Sources in Germany have said that the country has no plans to exclude Huawei from its 5G network.
German officials have told The Wall Street Journal that the country has made a “preliminary decision” to allow Huawei to bid on contracts for 5G networking, despite growing calls from the US to cease doing business with the company. For some time now, the US has accused the organisation of being an espionage risk.
Earlier this week, beleaguered Huawei founder Ren Zhengfei described the continued investigations by the US into the Chinese firm – including the arrest of his daughter and company CFO, Meng Wanzhou – as politically motivated.
Germany may make allowances for Huawei
While the US is taking a tough stance, Germany has said that a cybersecurity agency investigation did not dredge up evidence that Huawei was capable of stealing data via its wireless equipment.
The probe also received help from the US and, according to The Wall Street Journal, it “failed to show that Huawei could use its equipment to clandestinely siphon off data, according to senior agency and government officials”. Germany also stated that conversations with US and UK officials about potential security holes were “inconclusive”.

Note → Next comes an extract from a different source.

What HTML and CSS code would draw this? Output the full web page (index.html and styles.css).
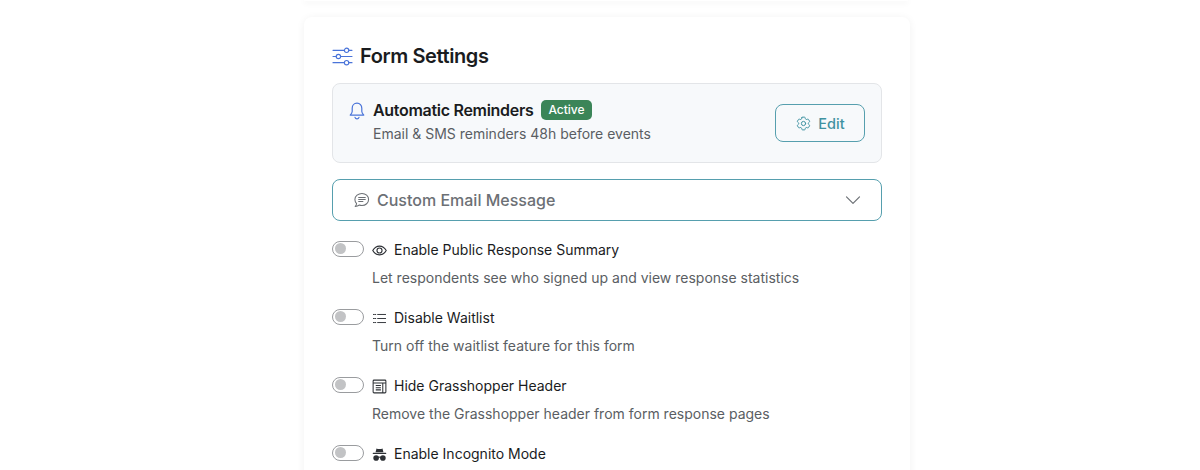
FILE: index.html
```html
<!DOCTYPE html>
<html lang="en">
<head>
    <meta charset="UTF-8">
    <title>Form Settings</title>
    <link rel="stylesheet" href="styles.css">
</head>
<body>
    <div class="page">
        <div class="prev-card"></div>

        <section class="card">
            <h2 class="card-title">
                <svg class="title-icon" viewBox="0 0 22 20" fill="none" stroke="currentColor" stroke-width="1.2" stroke-linecap="round">
                    <path d="M1 3.5h12M17.6 3.5H21"/>
                    <circle cx="15.3" cy="3.5" r="2.3"/>
                    <path d="M1 10h3.4M9 10h12"/>
                    <circle cx="6.7" cy="10" r="2.3"/>
                    <path d="M1 16.5h12M17.6 16.5H21"/>
                    <circle cx="15.3" cy="16.5" r="2.3"/>
                </svg>
                Form Settings
            </h2>

            <div class="reminders">
                <svg class="bell-icon" viewBox="0 0 16 18" fill="none" stroke="currentColor" stroke-width="1.2" stroke-linecap="round" stroke-linejoin="round">
                    <path d="M8 1.2c-2.9 0-4.800 2.200-4.800 5v3.300c0 1.200-.9 2.400-2 3.600h13.600c-1.100-1.200-2-2.400-2-3.600V6.200c0-2.800-1.900-5-4.800-5z"/>
                    <path d="M6 15.300c.3 1 1.100 1.500 2 1.500s1.700-.5 2-1.500"/>
                </svg>
                <div class="reminders-text">
                    <div class="reminders-head">
                        <span class="reminders-title">Automatic Reminders</span>
                        <span class="badge">Active</span>
                    </div>
                    <div class="reminders-sub">Email &amp; SMS reminders 48h before events</div>
                </div>
                <button class="edit-btn">
                    <svg class="gear-icon" viewBox="0 0 24 24" fill="none" stroke="currentColor" stroke-width="1.4" stroke-linecap="round" stroke-linejoin="round">
                        <path d="M9.594 3.940c.09-.542.56-.94 1.110-.94h2.593c.55 0 1.020.398 1.110.94l.213 1.281c.063.374.313.686.645.870.074.040.147.083.22.127.325.196.72.257 1.075.124l1.217-.456a1.125 1.125 0 0 1 1.370.49l1.296 2.247a1.125 1.125 0 0 1-.26 1.431l-1.003.827c-.293.241-.438.613-.43.992a7.723 7.723 0 0 1 0 .255c-.008.378.137.75.43.991l1.004.827c.424.35.534.955.26 1.430l-1.298 2.247a1.125 1.125 0 0 1-1.369.491l-1.217-.456c-.355-.133-.75-.072-1.076.124a6.470 6.470 0 0 1-.22.128c-.331.183-.581.495-.644.869l-.213 1.281c-.09.543-.56.94-1.110.94h-2.594c-.55 0-1.019-.398-1.110-.94l-.213-1.281c-.062-.374-.312-.686-.644-.87a6.520 6.520 0 0 1-.22-.127c-.325-.196-.72-.257-1.076-.124l-1.217.456a1.125 1.125 0 0 1-1.369-.49l-1.297-2.247a1.125 1.125 0 0 1 .26-1.431l1.004-.827c.292-.24.437-.613.43-.991a6.932 6.932 0 0 1 0-.255c.007-.38-.138-.751-.43-.992l-1.004-.827a1.125 1.125 0 0 1-.26-1.430l1.297-2.247a1.125 1.125 0 0 1 1.370-.491l1.216.456c.356.133.751.072 1.076-.124.072-.044.146-.086.22-.128.332-.183.582-.495.644-.869l.214-1.280z"/>
                        <circle cx="12" cy="12" r="3"/>
                    </svg>
                    Edit
                </button>
            </div>

            <div class="accordion">
                <svg class="chat-icon" viewBox="0 0 18 18" fill="none" stroke="currentColor" stroke-width="1.1" stroke-linecap="round" stroke-linejoin="round">
                    <path d="M9.500 1.500c3.900 0 7 2.800 7 6.400s-3.100 6.400-7 6.400c-1 0-1.900-.2-2.700-.5-1.300.9-2.700 1.400-4.500 1.500.9-.9 1.400-1.900 1.500-3.100C2.500 10.900 2 9.400 2 7.900 2 4.300 5.600 1.500 9.500 1.500z"/>
                    <path d="M6 5.900h7M6 8h7M6 10.100h4.500"/>
                </svg>
                <span class="accordion-label">Custom Email Message</span>
                <svg class="chevron" viewBox="0 0 16 10" fill="none" stroke="currentColor" stroke-width="1.2" stroke-linecap="round" stroke-linejoin="round">
                    <path d="M1.500 1.800L8 8.300l6.500-6.500"/>
                </svg>
            </div>

            <div class="option">
                <div class="option-row">
                    <span class="toggle"></span>
                    <svg class="option-icon" viewBox="0 0 16 16" fill="none" stroke="currentColor" stroke-width="1.2" stroke-linejoin="round">
                        <path d="M.8 8c1.800-3.100 4.300-4.700 7.200-4.700s5.400 1.600 7.200 4.700c-1.800 3.100-4.300 4.700-7.200 4.700S2.600 11.100.8 8z"/>
                        <circle cx="8" cy="8" r="2.700"/>
                    </svg>
                    <span class="option-label">Enable Public Response Summary</span>
                </div>
                <p class="option-desc">Let respondents see who signed up and view response statistics</p>
            </div>

            <div class="option">
                <div class="option-row">
                    <span class="toggle"></span>
                    <svg class="option-icon" viewBox="0 0 16 16" fill="none" stroke="currentColor" stroke-width="1" stroke-linecap="round">
                        <path d="M6 3.700h8.500M6 8h8.500M6 12.300h8.500"/>
                        <path d="M1.500 3.700h2.500M1.500 8h2.500M1.500 12.300h2.500" stroke-dasharray="1 .9"/>
                    </svg>
                    <span class="option-label">Disable Waitlist</span>
                </div>
                <p class="option-desc">Turn off the waitlist feature for this form</p>
            </div>

            <div class="option">
                <div class="option-row">
                    <span class="toggle"></span>
                    <svg class="option-icon" viewBox="0 0 16 16" fill="none" stroke="currentColor" stroke-width="1.1">
                        <rect x="1.200" y="1.200" width="13.600" height="13.600" rx="1"/>
                        <path d="M1.200 4.300h13.600M4 7h5.500M4 9.300h5.500M4 11.600h5.500M11.500 4.300v10.500"/>
                    </svg>
                    <span class="option-label">Hide Grasshopper Header</span>
                </div>
                <p class="option-desc">Remove the Grasshopper header from form response pages</p>
            </div>

            <div class="option">
                <div class="option-row">
                    <span class="toggle"></span>
                    <svg class="option-icon" viewBox="0 0 16 16" fill="currentColor">
                        <path d="M4.800 1.500c.9.4 1.900.5 3.200.5s2.300-.1 3.200-.5l1 4H3.800z"/>
                        <rect x=".8" y="6" width="14.400" height="1.500" rx=".6"/>
                        <circle cx="4.400" cy="11.700" r="3"/>
                        <circle cx="11.600" cy="11.700" r="3"/>
                        <rect x="6.500" y="10.300" width="3" height="1.100"/>
                    </svg>
                    <span class="option-label">Enable Incognito Mode</span>
                </div>
            </div>
        </section>
    </div>
</body>
</html>
```

FILE: styles.css
```css
html, body {
    height: 470px;
    overflow: hidden;
}

body {
    margin: 0;
    background-color: #ffffff;
    color: #1a1c1e;
    font-family: "Inter", "Liberation Sans", sans-serif;
}

.page {
    width: 606px;
    margin-left: 304px;
}

.prev-card {
    width: 604px;
    height: 1px;
    margin-bottom: 16px;
    background-color: #ffffff;
    box-shadow: 0 1px 6px rgba(0, 0, 0, 0.16);
}

.card {
    padding: 28px 28px 40px;
    background-color: #ffffff;
    border-radius: 8px;
    box-shadow: 0 1px 8px rgba(0, 0, 0, 0.06);
}

.card-title {
    display: flex;
    align-items: center;
    gap: 7px;
    height: 22px;
    margin: 0 0 16px;
    font-size: 20px;
    font-weight: 600;
    letter-spacing: -0.4px;
    line-height: 22px;
}

.title-icon {
    width: 21px;
    height: 19px;
    color: #4a74d9;
}

.reminders {
    display: flex;
    align-items: center;
    height: 78px;
    padding: 0 16px;
    background-color: #f7f9fb;
    border: 1px solid #e3e5e8;
    border-radius: 8px;
}

.bell-icon {
    align-self: flex-start;
    width: 16px;
    height: 18px;
    margin-top: 18px;
    color: #4a74d9;
}

.reminders-text {
    flex: 1;
    margin-left: 8px;
    padding-bottom: 3px;
}

.reminders-head {
    display: flex;
    align-items: center;
    gap: 8px;
}

.reminders-title {
    font-size: 16px;
    font-weight: 600;
    letter-spacing: -0.3px;
}

.badge {
    padding: 2px 7px;
    background-color: #3b8558;
    border-radius: 5px;
    color: #ffffff;
    font-size: 12px;
    font-weight: 500;
    line-height: 16px;
}

.reminders-sub {
    margin-top: 4px;
    color: #5a5e63;
    font-size: 14px;
    line-height: 20px;
}

.edit-btn {
    display: flex;
    align-items: center;
    justify-content: center;
    gap: 6px;
    width: 90px;
    height: 38px;
    background-color: transparent;
    border: 1px solid #569fae;
    border-radius: 8px;
    color: #3f92a1;
    font-family: inherit;
    font-size: 14.5px;
    font-weight: 500;
}

.gear-icon {
    width: 17px;
    height: 17px;
}

.accordion {
    display: flex;
    align-items: center;
    height: 40px;
    margin: 16px 0 19px;
    padding: 0 20px;
    border: 1px solid #569fae;
    border-radius: 8px;
    color: #6c7075;
}

.chat-icon {
    width: 17px;
    height: 17px;
}

.accordion-label {
    flex: 1;
    margin-left: 7px;
    font-size: 16px;
    font-weight: 500;
    line-height: 19px;
}

.chevron {
    width: 16px;
    height: 10px;
}

.option {
    height: 68px;
}

.option-row {
    display: flex;
    align-items: center;
    height: 20px;
}

.toggle {
    box-sizing: border-box;
    position: relative;
    width: 32px;
    height: 16px;
    margin-bottom: 2px;
    border: 1.5px solid #9a9c9f;
    border-radius: 8px;
    background-color: #ffffff;
}

.toggle::after {
    content: "";
    position: absolute;
    top: 1px;
    left: 1.5px;
    width: 11px;
    height: 11px;
    border-radius: 50%;
    background-color: #c2c3c5;
}

.option-icon {
    width: 15px;
    height: 15px;
    margin-left: 8px;
    color: #2d3035;
}

.option-label {
    margin-left: 7px;
    font-size: 14px;
    line-height: 20px;
}

.option-desc {
    margin: 8px 0 0 40px;
    color: #5a5e63;
    font-size: 14px;
    line-height: 20px;
}
```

German economy minister Peter Altmaier commented to Reuters about The Wall Street Journal story: “I explicitly cannot confirm this report, because we are still in the process of discussing this with other ministries.”
Not everyone is following the US
Yesterday (19 February), it was reported that the UK may also not fully support an outright ban on Huawei equipment from its 5G roll-out strategy. Some intelligence agencies say that it is possible to mitigate the alleged risks of using the Chinese firm’s hardware by testing it at special labs overseen by expert officials.
Ireland’s own Eir also stated that it would continue to use Huawei radio access gear in its 4G and 5G expansion plans. At the end of January, German telecoms operator Deutsche Telekom proposed that infrastructure should be tested independently to determine whether any of the espionage claims were valid.
Head of Huawei in Germany, Dennis Zuo, told German paper Handelsblatt that the claims were untrue. He said: “The security of networks is our top priority.”
A spokesperson for the German government told CNBC that the necessary security requirements for 5G would be added to the country’s Telecommunications Act. It seems the campaign to bar Huawei from participating in global 5G proceeds may be beginning to falter.